The most shared content marketing-related stories this week include two important articles on the subject of distribution from Buffer and Searchengineland.
Google launches Posts
Social sharing site Buffer has put out a post about Google and a new way to push content into search results. Buffer’s own version received around 650 shares, despite being run elsewhere.
Dubbed simply ‘Posts’, the service is being trialed by US presidential candidates and selected small businesses. Essentially, it places a panel above the official tweets section in the search results where candidates can post their own content. Text, video and images can all be uploaded to the space.
Google describes Posts as an “experimental new podium”. Effectively, it allows users to update what appears next to search results in real time. Sadly, it only appears to be available in the US.
Yes, you can do something similar using Google Plus, but this enables far more information to be added. It will be extremely interesting to see how this works when it is rolled out to companies.
Peak content for brands
At FirstWord we have long said that distribution is going to be as important as the production of quality content. This article in Searchenginewatch – which received 450 shares – highlights interactions with content and would seem to concur.
A recent study from marketing software provider Trackmaven looked at content marketing across 23,000 brands in 2015. It included 50 million items of content and distribution channels including Facebook, Twitter and LinkedIn.

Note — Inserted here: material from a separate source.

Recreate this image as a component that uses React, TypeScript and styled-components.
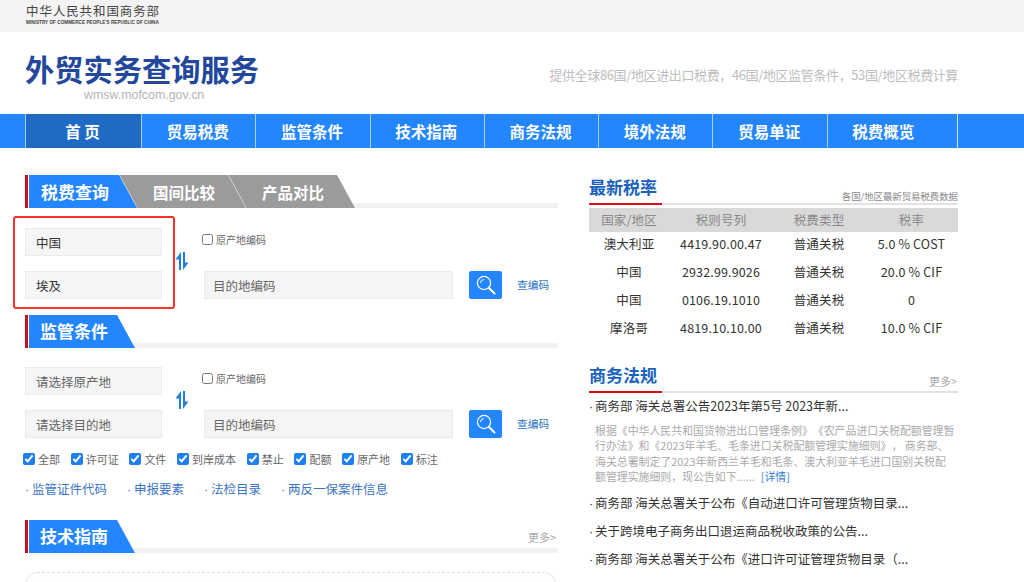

Interestingly, content production is on the rise, with the average company producing around 2,000 pieces a year. That’s a rise of 35 per cent compared to 2014.
On the face of it this is a success story. The study found there were around 76 billion interactions – a huge number by any standards. However, actual engagement fell by 17 per cent when stacked against the amount of content being produced.
Of course, this is a very broad piece of research cutting across many sectors and domains. Content for a cosmetics brand, for instance, is going to face a different set of challenges to a blog put out for the banking services sector. Yet it highlights how distribution will – and is – becoming key.